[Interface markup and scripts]
--
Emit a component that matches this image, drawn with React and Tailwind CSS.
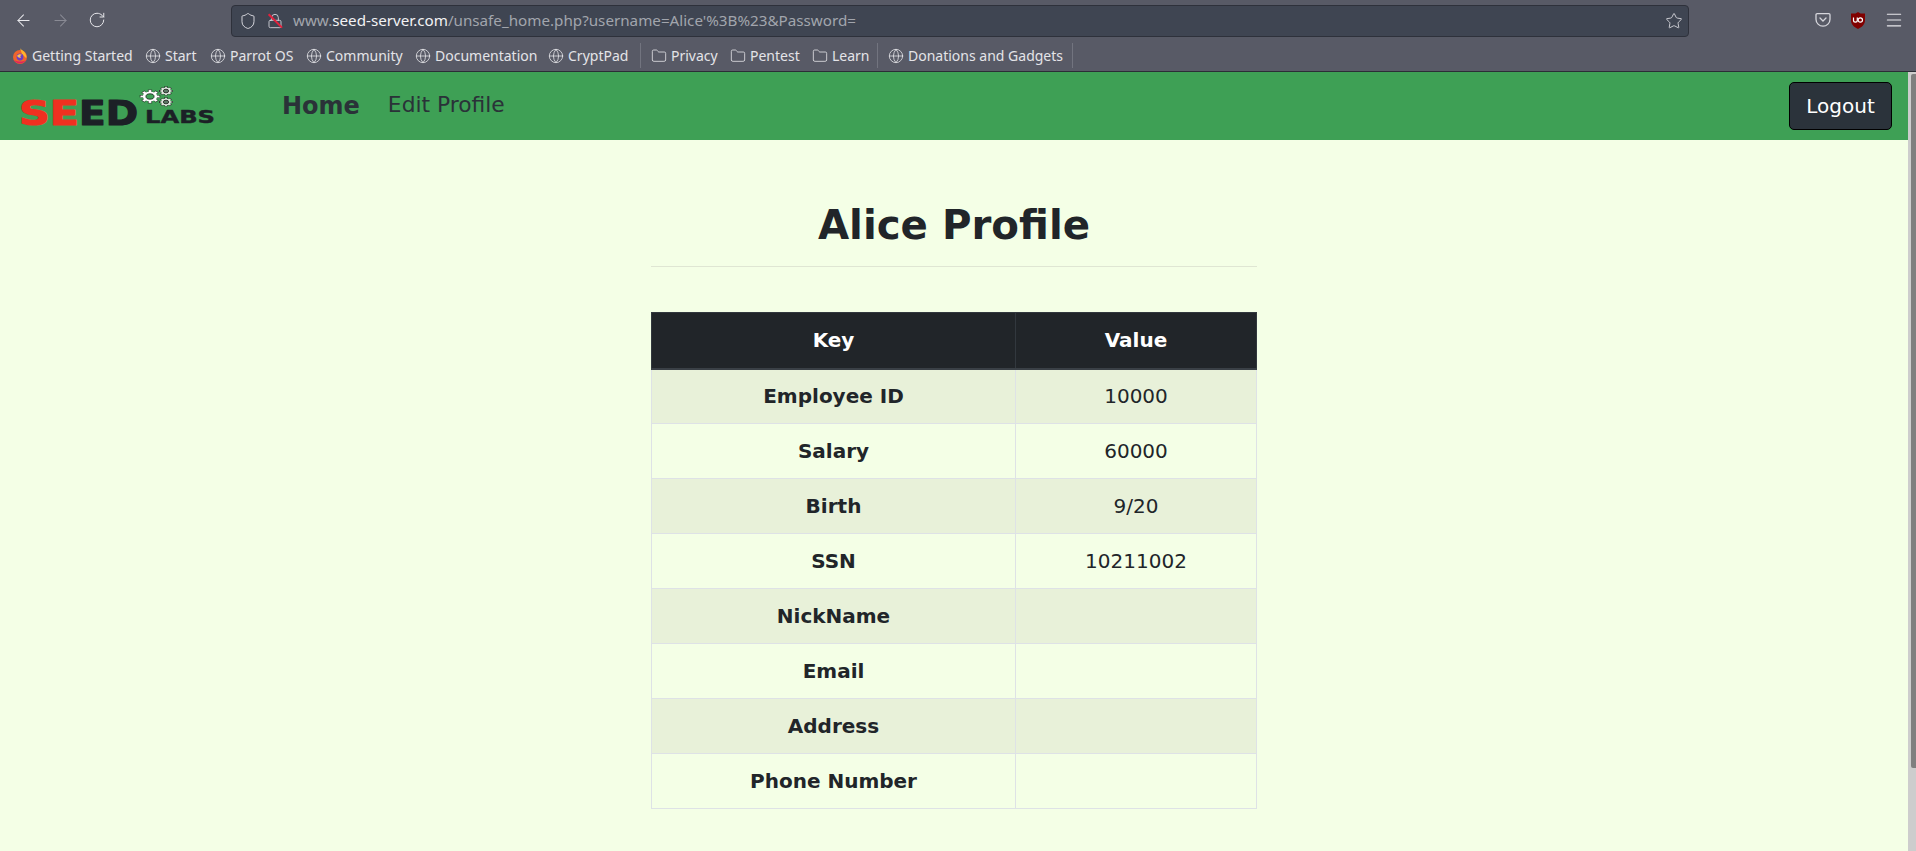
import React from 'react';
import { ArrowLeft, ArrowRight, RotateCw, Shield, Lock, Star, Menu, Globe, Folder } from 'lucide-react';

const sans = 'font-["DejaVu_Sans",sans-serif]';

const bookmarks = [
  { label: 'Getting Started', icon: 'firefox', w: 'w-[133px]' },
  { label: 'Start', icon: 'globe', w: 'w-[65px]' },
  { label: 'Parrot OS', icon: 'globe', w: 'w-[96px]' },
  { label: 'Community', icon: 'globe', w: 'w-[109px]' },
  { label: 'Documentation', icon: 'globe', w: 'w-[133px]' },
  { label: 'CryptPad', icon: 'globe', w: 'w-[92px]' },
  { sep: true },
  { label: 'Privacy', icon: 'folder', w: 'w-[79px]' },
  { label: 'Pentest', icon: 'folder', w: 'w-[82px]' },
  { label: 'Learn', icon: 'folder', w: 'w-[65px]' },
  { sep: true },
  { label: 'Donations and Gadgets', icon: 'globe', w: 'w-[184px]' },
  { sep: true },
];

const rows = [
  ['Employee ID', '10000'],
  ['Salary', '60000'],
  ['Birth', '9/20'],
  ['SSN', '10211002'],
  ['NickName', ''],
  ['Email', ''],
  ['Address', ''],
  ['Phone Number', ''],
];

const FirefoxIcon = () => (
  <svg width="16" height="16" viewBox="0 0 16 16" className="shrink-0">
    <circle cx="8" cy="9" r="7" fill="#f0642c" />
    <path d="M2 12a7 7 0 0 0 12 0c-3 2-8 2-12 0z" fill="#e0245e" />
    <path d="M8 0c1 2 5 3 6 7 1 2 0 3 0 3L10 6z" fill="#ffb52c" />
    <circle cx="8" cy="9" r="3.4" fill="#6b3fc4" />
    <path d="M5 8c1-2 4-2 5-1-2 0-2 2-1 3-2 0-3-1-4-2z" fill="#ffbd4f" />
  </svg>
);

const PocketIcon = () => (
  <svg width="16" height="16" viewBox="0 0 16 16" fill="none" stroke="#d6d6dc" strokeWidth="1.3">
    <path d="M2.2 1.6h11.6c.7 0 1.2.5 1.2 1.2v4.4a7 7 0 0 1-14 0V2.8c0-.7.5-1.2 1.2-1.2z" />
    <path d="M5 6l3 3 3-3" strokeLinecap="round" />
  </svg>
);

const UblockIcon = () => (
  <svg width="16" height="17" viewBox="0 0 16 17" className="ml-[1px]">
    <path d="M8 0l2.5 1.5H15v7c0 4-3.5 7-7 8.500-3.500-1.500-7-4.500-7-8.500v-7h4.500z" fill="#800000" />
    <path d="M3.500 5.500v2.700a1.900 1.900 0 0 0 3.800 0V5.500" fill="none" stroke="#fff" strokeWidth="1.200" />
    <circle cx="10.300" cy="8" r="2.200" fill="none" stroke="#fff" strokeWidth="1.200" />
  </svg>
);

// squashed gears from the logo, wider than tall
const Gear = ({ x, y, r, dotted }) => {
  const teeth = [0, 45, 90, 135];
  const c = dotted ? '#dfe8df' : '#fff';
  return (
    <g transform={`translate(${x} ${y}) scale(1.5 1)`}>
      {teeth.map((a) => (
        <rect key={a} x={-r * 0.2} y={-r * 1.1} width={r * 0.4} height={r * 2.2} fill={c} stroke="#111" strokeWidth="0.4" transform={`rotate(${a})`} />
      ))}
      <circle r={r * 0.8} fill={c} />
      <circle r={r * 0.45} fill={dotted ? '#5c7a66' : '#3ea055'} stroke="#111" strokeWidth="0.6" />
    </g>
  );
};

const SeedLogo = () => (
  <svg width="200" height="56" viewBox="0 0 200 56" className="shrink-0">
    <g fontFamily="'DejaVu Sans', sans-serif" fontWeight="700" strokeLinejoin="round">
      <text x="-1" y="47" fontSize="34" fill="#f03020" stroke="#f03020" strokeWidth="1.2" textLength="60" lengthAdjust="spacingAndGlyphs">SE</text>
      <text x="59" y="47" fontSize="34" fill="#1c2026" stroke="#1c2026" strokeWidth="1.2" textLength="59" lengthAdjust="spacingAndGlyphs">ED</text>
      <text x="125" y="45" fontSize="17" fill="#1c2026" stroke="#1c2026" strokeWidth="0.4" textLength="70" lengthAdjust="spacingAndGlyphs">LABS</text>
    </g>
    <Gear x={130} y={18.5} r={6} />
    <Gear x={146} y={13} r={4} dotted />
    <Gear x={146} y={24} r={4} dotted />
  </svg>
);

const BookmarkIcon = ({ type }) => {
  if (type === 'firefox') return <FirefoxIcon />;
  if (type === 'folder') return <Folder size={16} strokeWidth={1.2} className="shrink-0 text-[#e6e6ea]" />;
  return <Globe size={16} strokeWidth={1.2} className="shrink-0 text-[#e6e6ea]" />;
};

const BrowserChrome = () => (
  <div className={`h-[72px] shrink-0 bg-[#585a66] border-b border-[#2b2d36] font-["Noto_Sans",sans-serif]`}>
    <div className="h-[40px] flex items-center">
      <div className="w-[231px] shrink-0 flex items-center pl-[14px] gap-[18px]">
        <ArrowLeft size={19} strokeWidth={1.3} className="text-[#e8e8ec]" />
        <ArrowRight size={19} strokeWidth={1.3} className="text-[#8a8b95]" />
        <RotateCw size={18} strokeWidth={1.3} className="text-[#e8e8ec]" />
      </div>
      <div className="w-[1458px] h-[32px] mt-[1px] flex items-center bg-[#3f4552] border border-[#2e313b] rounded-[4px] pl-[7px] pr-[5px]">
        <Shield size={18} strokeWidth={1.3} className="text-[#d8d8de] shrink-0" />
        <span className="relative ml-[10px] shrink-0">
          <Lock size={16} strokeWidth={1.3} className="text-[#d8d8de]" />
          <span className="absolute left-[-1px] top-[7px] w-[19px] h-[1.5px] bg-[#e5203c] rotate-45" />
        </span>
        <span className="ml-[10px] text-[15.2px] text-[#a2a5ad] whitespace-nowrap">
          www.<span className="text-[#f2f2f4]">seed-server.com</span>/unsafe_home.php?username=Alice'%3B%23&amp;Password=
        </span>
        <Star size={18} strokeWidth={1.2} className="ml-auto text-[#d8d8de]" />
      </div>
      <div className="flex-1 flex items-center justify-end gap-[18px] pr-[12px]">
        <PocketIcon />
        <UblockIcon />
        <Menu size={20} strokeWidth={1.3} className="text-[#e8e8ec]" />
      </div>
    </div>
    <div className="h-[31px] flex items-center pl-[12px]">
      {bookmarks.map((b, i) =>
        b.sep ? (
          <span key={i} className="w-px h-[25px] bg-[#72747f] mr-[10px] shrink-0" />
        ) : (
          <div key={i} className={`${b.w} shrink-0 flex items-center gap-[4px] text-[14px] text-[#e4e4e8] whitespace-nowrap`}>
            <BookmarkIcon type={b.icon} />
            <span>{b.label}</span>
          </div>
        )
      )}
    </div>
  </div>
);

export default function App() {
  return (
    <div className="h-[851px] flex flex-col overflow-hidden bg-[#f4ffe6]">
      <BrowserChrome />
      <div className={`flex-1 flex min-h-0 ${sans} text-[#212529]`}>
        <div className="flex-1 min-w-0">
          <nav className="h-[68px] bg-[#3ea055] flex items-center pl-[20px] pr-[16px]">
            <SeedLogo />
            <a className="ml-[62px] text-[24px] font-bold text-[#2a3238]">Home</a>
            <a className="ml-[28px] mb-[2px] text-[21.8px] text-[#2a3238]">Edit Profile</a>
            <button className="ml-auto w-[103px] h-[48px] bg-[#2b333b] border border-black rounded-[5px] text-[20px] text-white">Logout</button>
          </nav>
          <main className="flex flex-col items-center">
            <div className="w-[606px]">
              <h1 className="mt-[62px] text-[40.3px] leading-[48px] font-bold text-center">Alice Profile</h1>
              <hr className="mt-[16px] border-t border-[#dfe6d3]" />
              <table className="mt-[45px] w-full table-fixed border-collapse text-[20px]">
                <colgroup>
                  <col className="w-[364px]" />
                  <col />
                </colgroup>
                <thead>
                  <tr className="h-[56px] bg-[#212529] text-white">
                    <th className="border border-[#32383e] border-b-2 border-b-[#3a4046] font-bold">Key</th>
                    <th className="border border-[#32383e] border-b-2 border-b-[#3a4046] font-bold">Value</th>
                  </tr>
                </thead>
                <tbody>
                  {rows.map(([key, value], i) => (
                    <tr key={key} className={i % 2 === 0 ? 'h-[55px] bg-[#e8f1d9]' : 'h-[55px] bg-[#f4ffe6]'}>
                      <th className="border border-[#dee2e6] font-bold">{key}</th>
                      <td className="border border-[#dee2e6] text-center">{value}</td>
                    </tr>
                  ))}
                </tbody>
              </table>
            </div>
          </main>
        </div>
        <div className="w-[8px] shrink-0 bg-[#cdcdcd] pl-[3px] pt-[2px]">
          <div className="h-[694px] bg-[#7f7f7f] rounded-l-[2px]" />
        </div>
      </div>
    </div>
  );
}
--
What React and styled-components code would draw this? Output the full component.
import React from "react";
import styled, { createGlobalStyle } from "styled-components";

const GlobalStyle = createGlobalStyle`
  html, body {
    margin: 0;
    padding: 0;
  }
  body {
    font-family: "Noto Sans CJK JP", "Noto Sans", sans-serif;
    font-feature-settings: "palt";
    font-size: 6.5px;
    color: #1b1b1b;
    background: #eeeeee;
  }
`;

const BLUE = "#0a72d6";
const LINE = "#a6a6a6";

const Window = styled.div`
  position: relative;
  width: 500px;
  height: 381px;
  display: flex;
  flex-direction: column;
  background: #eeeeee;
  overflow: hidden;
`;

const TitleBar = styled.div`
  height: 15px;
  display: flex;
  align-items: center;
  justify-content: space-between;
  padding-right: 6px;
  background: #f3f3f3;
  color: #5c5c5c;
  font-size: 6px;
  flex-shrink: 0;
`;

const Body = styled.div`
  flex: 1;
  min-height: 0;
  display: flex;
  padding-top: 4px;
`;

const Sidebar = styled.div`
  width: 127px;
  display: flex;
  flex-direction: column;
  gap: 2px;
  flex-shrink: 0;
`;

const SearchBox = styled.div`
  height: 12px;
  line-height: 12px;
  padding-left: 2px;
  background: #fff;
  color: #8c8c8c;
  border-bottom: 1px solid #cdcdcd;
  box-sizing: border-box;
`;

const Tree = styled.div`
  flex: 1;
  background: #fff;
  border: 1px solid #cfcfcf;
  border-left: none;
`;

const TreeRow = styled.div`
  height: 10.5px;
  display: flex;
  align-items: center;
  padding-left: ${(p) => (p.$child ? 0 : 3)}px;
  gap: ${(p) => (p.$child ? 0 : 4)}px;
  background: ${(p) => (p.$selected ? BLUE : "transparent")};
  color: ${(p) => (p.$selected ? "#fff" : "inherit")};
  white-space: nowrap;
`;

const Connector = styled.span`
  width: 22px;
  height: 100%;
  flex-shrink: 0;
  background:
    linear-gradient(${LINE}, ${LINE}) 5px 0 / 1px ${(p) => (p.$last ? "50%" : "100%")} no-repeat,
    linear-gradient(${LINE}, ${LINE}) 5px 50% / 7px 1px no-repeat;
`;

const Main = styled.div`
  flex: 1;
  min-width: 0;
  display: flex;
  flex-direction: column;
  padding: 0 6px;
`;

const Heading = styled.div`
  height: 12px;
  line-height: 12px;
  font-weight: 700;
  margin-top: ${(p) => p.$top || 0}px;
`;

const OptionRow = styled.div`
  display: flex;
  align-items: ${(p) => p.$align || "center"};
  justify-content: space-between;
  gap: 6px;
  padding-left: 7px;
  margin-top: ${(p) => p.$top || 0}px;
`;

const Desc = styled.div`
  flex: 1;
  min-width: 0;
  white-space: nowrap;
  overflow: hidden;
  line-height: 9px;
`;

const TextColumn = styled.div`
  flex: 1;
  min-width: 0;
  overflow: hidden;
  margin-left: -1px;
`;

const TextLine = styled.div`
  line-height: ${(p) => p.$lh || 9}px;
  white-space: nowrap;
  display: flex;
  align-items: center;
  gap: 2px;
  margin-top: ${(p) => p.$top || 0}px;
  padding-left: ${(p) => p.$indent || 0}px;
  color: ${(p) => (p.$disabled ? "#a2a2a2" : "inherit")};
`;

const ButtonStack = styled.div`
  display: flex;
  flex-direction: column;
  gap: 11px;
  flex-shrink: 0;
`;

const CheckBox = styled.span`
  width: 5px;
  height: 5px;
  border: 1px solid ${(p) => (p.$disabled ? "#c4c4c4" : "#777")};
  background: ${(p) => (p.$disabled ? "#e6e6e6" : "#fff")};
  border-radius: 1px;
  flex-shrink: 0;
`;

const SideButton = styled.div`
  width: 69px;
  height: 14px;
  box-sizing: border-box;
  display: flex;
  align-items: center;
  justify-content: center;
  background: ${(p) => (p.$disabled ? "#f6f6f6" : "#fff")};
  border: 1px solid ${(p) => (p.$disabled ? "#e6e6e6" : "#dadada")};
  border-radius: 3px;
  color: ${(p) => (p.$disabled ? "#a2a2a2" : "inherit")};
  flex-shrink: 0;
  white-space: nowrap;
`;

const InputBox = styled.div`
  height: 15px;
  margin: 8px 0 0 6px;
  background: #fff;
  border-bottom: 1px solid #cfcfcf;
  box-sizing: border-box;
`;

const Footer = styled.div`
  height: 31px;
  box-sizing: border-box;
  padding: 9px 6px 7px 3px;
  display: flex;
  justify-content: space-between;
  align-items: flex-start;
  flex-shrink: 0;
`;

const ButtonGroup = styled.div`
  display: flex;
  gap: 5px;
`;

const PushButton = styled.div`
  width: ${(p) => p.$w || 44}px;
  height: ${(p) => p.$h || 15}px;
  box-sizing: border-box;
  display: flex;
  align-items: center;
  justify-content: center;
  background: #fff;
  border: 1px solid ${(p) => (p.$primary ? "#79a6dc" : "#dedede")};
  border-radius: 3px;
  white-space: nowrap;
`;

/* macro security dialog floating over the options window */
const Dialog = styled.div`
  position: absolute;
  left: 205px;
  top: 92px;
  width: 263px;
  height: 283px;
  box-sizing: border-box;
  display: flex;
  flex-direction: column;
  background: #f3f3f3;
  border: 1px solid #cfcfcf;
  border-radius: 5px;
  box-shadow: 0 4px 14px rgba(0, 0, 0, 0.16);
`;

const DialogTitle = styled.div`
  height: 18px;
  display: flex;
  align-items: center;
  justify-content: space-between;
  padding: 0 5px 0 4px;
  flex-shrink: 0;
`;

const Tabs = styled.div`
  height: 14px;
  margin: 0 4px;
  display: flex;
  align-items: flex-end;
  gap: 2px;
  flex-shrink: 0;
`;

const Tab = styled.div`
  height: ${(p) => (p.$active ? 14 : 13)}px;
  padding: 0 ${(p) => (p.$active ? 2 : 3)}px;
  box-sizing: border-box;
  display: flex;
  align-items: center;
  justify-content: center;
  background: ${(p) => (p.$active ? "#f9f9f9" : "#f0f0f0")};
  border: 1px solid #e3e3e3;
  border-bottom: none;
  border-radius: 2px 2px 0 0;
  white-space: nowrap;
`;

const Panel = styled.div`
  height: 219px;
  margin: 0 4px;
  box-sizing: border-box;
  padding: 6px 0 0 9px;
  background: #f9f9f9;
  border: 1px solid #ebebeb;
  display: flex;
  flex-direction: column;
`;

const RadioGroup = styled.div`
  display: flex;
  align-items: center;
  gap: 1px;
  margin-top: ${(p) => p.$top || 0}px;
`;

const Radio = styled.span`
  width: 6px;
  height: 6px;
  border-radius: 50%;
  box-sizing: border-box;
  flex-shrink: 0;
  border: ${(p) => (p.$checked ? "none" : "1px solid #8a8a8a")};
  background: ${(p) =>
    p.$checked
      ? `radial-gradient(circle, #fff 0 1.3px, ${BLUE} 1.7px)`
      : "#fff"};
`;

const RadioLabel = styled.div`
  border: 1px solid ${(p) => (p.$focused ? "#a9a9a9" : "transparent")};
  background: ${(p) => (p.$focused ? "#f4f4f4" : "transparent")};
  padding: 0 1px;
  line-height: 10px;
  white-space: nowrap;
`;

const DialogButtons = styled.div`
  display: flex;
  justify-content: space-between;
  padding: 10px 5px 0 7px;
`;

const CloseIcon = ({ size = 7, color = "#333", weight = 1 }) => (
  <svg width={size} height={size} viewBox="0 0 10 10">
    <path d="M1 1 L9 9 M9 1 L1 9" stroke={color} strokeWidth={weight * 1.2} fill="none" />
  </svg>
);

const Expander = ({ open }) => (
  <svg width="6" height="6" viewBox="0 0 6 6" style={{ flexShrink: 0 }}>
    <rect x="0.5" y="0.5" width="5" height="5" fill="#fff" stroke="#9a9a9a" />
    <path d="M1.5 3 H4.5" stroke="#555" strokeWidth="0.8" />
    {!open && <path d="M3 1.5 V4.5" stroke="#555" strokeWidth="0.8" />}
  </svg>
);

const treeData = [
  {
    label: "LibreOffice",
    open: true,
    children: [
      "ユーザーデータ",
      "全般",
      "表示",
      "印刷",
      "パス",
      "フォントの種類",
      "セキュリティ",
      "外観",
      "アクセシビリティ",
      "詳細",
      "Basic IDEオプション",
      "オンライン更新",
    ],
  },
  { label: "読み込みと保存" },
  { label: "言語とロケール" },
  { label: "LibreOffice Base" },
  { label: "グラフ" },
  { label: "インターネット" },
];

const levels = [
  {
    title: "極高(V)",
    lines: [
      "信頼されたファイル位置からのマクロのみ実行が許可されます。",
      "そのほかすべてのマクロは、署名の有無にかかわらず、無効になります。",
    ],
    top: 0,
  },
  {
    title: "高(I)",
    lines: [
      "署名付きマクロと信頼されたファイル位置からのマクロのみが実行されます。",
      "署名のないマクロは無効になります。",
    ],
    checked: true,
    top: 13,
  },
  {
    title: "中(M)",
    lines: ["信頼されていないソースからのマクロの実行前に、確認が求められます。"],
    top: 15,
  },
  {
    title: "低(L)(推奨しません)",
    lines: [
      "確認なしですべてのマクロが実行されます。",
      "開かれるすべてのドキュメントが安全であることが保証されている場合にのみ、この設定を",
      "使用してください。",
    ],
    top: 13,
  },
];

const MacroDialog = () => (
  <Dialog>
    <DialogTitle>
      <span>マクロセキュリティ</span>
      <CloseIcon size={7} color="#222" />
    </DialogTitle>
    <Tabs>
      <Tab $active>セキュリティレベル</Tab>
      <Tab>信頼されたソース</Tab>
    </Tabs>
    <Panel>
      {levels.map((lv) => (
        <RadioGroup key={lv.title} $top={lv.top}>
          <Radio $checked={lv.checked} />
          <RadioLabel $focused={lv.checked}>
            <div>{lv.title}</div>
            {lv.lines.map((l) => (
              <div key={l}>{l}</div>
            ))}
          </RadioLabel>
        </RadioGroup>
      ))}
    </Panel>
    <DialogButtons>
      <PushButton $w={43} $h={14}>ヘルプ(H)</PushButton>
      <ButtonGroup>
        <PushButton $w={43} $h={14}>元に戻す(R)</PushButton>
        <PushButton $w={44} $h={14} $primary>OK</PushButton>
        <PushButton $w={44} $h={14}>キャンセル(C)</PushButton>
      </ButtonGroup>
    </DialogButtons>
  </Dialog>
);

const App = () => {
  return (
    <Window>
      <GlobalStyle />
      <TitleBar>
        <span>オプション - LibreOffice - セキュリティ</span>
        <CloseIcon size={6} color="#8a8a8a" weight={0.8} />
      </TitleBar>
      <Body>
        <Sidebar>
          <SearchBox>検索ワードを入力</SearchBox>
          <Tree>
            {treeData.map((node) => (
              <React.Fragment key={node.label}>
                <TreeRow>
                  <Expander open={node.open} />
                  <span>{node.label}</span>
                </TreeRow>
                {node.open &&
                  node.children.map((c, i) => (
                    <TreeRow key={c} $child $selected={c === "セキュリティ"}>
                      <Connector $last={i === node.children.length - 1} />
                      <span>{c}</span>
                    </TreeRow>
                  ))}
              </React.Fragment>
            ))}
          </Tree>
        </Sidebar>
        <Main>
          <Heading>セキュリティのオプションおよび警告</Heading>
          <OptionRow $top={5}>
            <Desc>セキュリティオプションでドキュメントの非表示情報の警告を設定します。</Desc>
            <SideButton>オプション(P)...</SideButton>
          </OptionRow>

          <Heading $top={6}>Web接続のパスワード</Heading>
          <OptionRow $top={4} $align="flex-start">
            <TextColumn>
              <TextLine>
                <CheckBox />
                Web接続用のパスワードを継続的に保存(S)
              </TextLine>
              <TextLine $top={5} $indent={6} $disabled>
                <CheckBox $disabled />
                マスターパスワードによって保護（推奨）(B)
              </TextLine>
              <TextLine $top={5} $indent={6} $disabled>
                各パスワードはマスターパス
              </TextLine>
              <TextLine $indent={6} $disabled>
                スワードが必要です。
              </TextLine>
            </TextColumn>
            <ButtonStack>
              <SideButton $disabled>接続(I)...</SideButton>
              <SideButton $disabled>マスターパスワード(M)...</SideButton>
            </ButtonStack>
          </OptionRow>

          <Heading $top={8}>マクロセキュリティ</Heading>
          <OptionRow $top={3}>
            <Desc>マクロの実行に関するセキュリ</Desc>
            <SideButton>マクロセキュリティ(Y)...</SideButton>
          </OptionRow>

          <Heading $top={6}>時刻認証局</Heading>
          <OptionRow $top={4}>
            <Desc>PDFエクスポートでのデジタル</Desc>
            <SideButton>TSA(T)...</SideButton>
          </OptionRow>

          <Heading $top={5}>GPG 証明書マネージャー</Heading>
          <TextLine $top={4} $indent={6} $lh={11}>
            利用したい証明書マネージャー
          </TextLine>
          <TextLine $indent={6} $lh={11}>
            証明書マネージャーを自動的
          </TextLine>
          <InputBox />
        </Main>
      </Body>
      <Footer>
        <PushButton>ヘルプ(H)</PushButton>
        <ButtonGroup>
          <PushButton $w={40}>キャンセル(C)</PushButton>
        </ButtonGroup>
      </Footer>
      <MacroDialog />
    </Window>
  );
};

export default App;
--
Problem statement —
Check each line of the data above for the word "this" and say how many lines have it. Give the number alone.

Reply to the exercise —
2